Sunday, July 22, 2007

"In praise of psalmody"

According to Greg Dixon, some of the benefits of Psalm-singing are:

"You never have to wonder if you’re singing false doctrine...Since the psalms cover the full range of human experience as well as the fullness of God’s attributes, the worshiper has an ample and extensive vocabulary for worship: praise, thanksgiving, supplication, complaint, sorrow, confession, penitence, imprecation, outrage, testimony and messianic prophecy...Joy comes from knowing you are being obedient to the New Testament exhortations to sing psalms...Psalm-singing enriches and enhances your private worship as well as the public worship of God."

Read the rest of
In praise of psalmody. -- The Gospel Outpost 29 May 2007


Bro. Matt said...

I've been wondering something for awhile. Wouldn't it be nice to put music to the Psalms and sing them? (I know that has already been done to many of them, but what about the rest?) We would definitely know that the song is scriptural!

R. L. Vaughn said...

I think it is a great idea. In fact, I've tried it with a few Scriptures. It's a lot harder than with a metrical hymn (at least it is for me).

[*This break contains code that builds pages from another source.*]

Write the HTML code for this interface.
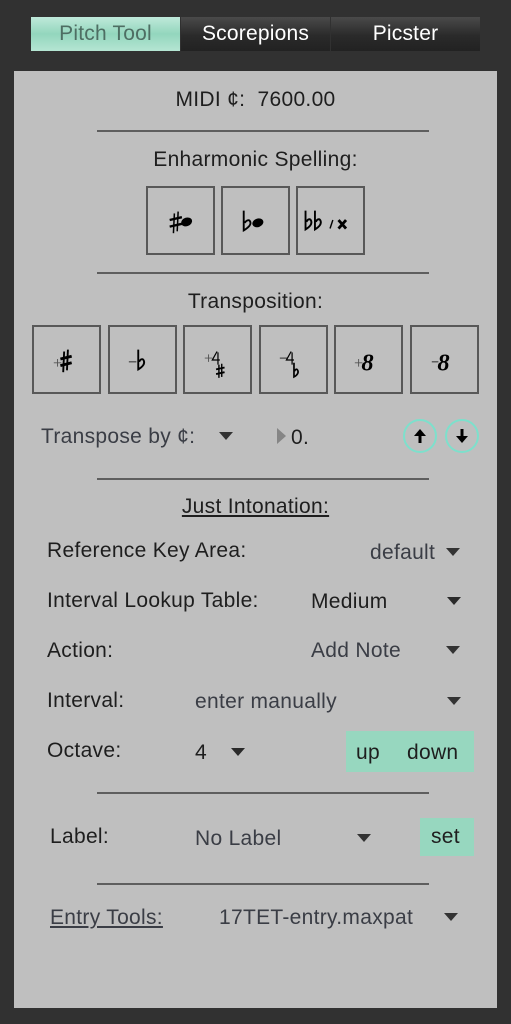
<!DOCTYPE html>
<html><head><meta charset="utf-8"><style>
*{margin:0;padding:0;box-sizing:border-box}
body{width:511px;height:1024px;background:#313131;position:relative;overflow:hidden;font-family:"Liberation Sans","DejaVu Sans",sans-serif;}
.a{position:absolute;line-height:24px;height:24px;font-size:21px;letter-spacing:0.3px;color:#1e1e1e;white-space:nowrap}
.g{color:#3a3d45}
.c{text-align:center}
.tab{position:absolute;top:17px;height:34px;line-height:34px;font-size:21px;letter-spacing:0.2px;text-align:center;color:#fff;background:linear-gradient(#4a4a4a,#2a2a2a 55%,#222)}
.hr{position:absolute;left:97px;width:332px;height:2px;background:#5e5e5e}
.btn{position:absolute;border:2px solid #585858;width:69px;height:69px}
.btn svg{width:100%;height:100%}
.tri{position:absolute;width:0;height:0;border-left:7px solid transparent;border-right:7px solid transparent;border-top:8px solid #2a2a2a}
.circ{position:absolute;width:34px;height:34px;border:2px solid #7de0cc;border-radius:50%}
.mint{position:absolute;background:#97d7bf}
</style></head><body>
<div class="tab" style="left:31px;width:149px;background:linear-gradient(#bfe9da,#93d6bd 50%,#b5e5d3);color:#4e6e63">Pitch Tool</div>
<div class="tab" style="left:181px;width:149px">Scorepions</div>
<div class="tab" style="left:331px;width:149px">Picster</div>
<div style="position:absolute;left:14px;top:71px;width:483px;height:937px;background:#bfbfbf"></div>

<div class="a c" style="left:14px;width:483px;top:88px">MIDI ¢:&nbsp; 7600.00</div>
<div class="hr" style="top:130px"></div>
<div class="a c" style="left:14px;width:483px;top:148px">Enharmonic Spelling:</div>

<div class="btn" style="left:146px;top:186px"><svg viewBox="0 0 69 69"><g stroke="#000" stroke-width="1.6"><line x1="28" y1="27" x2="27" y2="48"/><line x1="32" y1="25" x2="31" y2="46"/><line x1="23" y1="34" x2="36" y2="31" stroke-width="2.5"/><line x1="23" y1="41" x2="36" y2="38" stroke-width="2.5"/></g><ellipse cx="41" cy="36" rx="6" ry="4.5" transform="rotate(-20 41 36)"/></svg></div>
<div class="btn" style="left:221px;top:186px"><svg viewBox="0 0 69 69"><path d="M22 24V45C27 42 30 39 29 36C28 33 25 34 23 37" fill="none" stroke="#000" stroke-width="2"/><ellipse cx="37" cy="37" rx="6" ry="4.5" transform="rotate(-20 37 37)"/></svg></div>
<div class="btn" style="left:296px;top:186px"><svg viewBox="0 0 69 69"><g fill="none" stroke="#000" stroke-width="2"><path d="M8 24V44C13 41 15 38 14 35C13 32 10 33 9 36"/><path d="M18 24V44C23 41 25 38 24 35C23 32 20 33 19 36"/><line x1="34" y1="43" x2="37" y2="34" stroke-width="1.5"/><path d="M43 34L51 43M51 34L43 43" stroke-width="3"/></g></svg></div>

<div class="hr" style="top:272px"></div>
<div class="a c" style="left:14px;width:483px;top:290px">Transposition:</div>

<div class="btn" style="left:32px;top:325px"><svg viewBox="0 0 69 69"><g stroke="#000"><path d="M21 38h8M25 34v8" stroke="#555" stroke-width="1"/><line x1="32" y1="26" x2="31" y2="48" stroke-width="2"/><line x1="36" y1="24" x2="35" y2="46" stroke-width="2"/><line x1="28" y1="34" x2="40" y2="31" stroke-width="3"/><line x1="28" y1="41" x2="40" y2="38" stroke-width="3"/></g></svg></div>
<div class="btn" style="left:108px;top:325px"><svg viewBox="0 0 69 69"><path d="M20 37h8" stroke="#222" stroke-width="1"/><path d="M30 24V45C35 42 37 39 36 36C35 33 32 34 31 37" fill="none" stroke="#000" stroke-width="2"/></svg></div>
<div class="btn" style="left:183px;top:325px"><svg viewBox="0 0 69 69"><path d="M21 33h8M25 29v8" stroke="#555" stroke-width="1"/><path d="M34 26L29 35H37M35 27V40" fill="none" stroke="#000" stroke-width="1.3"/><g stroke="#000"><line x1="36" y1="40" x2="36" y2="54" stroke-width="1.5"/><line x1="39" y1="39" x2="39" y2="53" stroke-width="1.5"/><line x1="33" y1="45" x2="42" y2="43" stroke-width="2"/><line x1="33" y1="50" x2="42" y2="48" stroke-width="2"/></g></svg></div>
<div class="btn" style="left:259px;top:325px"><svg viewBox="0 0 69 69"><path d="M20 33h8" stroke="#222" stroke-width="1"/><path d="M32 26L27 35H35M33 27V40" fill="none" stroke="#000" stroke-width="1.3"/><path d="M35 38V53C39 51 40 48 39 46C38 44 36 45 35.5 47" fill="none" stroke="#000" stroke-width="1.8"/></svg></div>
<div class="btn" style="left:334px;top:325px"><svg viewBox="0 0 69 69"><path d="M20 38h8M24 34v8" stroke="#555" stroke-width="1"/><text x="27" y="46" font-family="Liberation Serif" font-weight="bold" font-style="italic" font-size="26" fill="#000">8</text></svg></div>
<div class="btn" style="left:410px;top:325px"><svg viewBox="0 0 69 69"><path d="M21 37h7" stroke="#222" stroke-width="1"/><text x="27" y="46" font-family="Liberation Serif" font-weight="bold" font-style="italic" font-size="26" fill="#000">8</text></svg></div>

<div class="a g" style="left:41px;top:425px">Transpose by ¢:</div>
<div class="tri" style="left:219px;top:432px;border-top-color:#333"></div>
<div style="position:absolute;left:277px;top:428px;width:0;height:0;border-top:8px solid transparent;border-bottom:8px solid transparent;border-left:9px solid #858585"></div>
<div class="a" style="left:291px;top:426px">0.</div>
<div class="circ" style="left:403px;top:419px"><svg viewBox="0 0 30 30" style="width:30px;height:30px"><path d="M15 22V12" stroke="#000" stroke-width="3"/><path d="M9 15L15 8L21 15Z" fill="#000"/></svg></div>
<div class="circ" style="left:445px;top:419px"><svg viewBox="0 0 30 30" style="width:30px;height:30px"><path d="M15 8V18" stroke="#000" stroke-width="3"/><path d="M9 15L15 22L21 15Z" fill="#000"/></svg></div>

<div class="hr" style="top:478px"></div>
<div class="a c" style="left:14px;width:483px;top:495px"><span style="text-decoration:underline">Just Intonation:</span></div>

<div class="a" style="left:47px;top:539px">Reference Key Area:</div>
<div class="a g" style="left:370px;top:541px">default</div>
<div class="tri" style="left:446px;top:548px;border-top-color:#333"></div>

<div class="a" style="left:47px;top:589px">Interval Lookup Table:</div>
<div class="a" style="left:311px;top:590px">Medium</div>
<div class="tri" style="left:447px;top:597px"></div>

<div class="a" style="left:47px;top:639px">Action:</div>
<div class="a g" style="left:311px;top:639px">Add Note</div>
<div class="tri" style="left:446px;top:646px;border-top-color:#333"></div>

<div class="a" style="left:47px;top:689px">Interval:</div>
<div class="a g" style="left:195px;top:690px">enter manually</div>
<div class="tri" style="left:447px;top:697px;border-top-color:#333"></div>

<div class="a" style="left:47px;top:739px">Octave:</div>
<div class="a" style="left:195px;top:741px">4</div>
<div class="tri" style="left:231px;top:748px"></div>
<div class="mint" style="left:346px;top:731px;width:128px;height:41px"></div>
<div class="a" style="left:356px;top:741px">up</div>
<div class="a" style="left:407px;top:741px">down</div>

<div class="hr" style="top:792px"></div>
<div class="a" style="left:50px;top:825px">Label:</div>
<div class="a g" style="left:195px;top:827px">No Label</div>
<div class="tri" style="left:357px;top:834px;border-top-color:#333"></div>
<div class="mint" style="left:420px;top:818px;width:54px;height:38px"></div>
<div class="a" style="left:431px;top:825px">set</div>

<div class="hr" style="top:883px"></div>
<div class="a g" style="left:50px;top:906px"><span style="text-decoration:underline">Entry Tools:</span></div>
<div class="a g" style="left:219px;top:906px">17TET-entry.maxpat</div>
<div class="tri" style="left:444px;top:913px;border-top-color:#333"></div>
</body></html>
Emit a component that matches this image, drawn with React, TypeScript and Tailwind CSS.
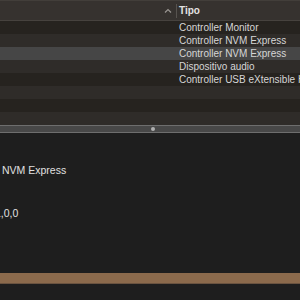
const rows = [
  'Controller Monitor',
  'Controller NVM Express',
  'Controller NVM Express',
  'Dispositivo audio',
  'Controller USB eXtensible Host Controller',
  '',
  '',
  '',
];

export default function App() {
  return (
    <div
      className="flex h-[300px] w-[300px] flex-col overflow-hidden bg-[#1e1e1e] text-[10px] text-[#d6d6d6]"
      style={{ fontFamily: '"Liberation Sans", Arial, sans-serif' }}
    >
      <div className="flex h-[21px] shrink-0 items-center border-b border-t border-[#46423e] border-t-[#423e3a] bg-[#36322f]">
        <div className="flex w-[176px] items-center justify-end pr-[2px]">
          <svg width="8" height="6" viewBox="0 0 8 6" className="mr-[2px] text-[#9a9692]">
            <path d="M1 4.5 L4 1.5 L7 4.5" fill="none" stroke="currentColor" strokeWidth="1.2" />
          </svg>
        </div>
        <div className="h-[14px] w-px bg-[#57534f]" />
        <span className="pl-[2px] font-bold text-[#e2e2e2]">Tipo</span>
      </div>
      {rows.map((label, i) => (
        <div
          key={i}
          className={
            'flex h-[13px] shrink-0 items-center whitespace-nowrap pl-[179px] ' +
            (i === 2 ? 'bg-[#464646]' : i % 2 === 0 ? 'bg-[#26231f]' : 'bg-[#2f2c29]')
          }
        >
          {label}
        </div>
      ))}
      <div className="relative h-[8px] shrink-0 border-y border-[#6e6e6e] bg-[#484848]">
        <div className="absolute left-[151px] top-[1px] h-[4px] w-[4px] rounded-full bg-[#b0b0b0]" />
      </div>
      <div className="flex flex-1 flex-col">
        <div className="mt-[30px] whitespace-nowrap pl-[2px] text-[10.5px] text-[#e0e0e0]">NVM Express</div>
        <div className="-ml-[5px] mt-[27px] whitespace-nowrap text-[10.5px] text-[#e0e0e0]">1,0,0</div>
        <div className="mt-[51px] h-[11px] border-b border-[#6a5340] bg-[#8b6a4c]" />
      </div>
    </div>
  );
}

Of course, all of the Psalms at some time or another have been paraphrased into metrical versions, and some denominations print psalters with these hymns and tunes for them. But I guess I'm assuming you mean the prose versions as found in the Bible? That's what I'm referring to in the first paragraph. I know a Primitive Baptist preacher who comes up with tunes for Psalms as found in the King James Version. They sing his tunes with some of the Psalms at a couple of churches where he preaches. But these are (as far as I know) just committed to memory and not written down.

Singing the Scriptures is a great idea whose time evidently hasn't come yet? or has already passed? Maybe a new generation can find the way.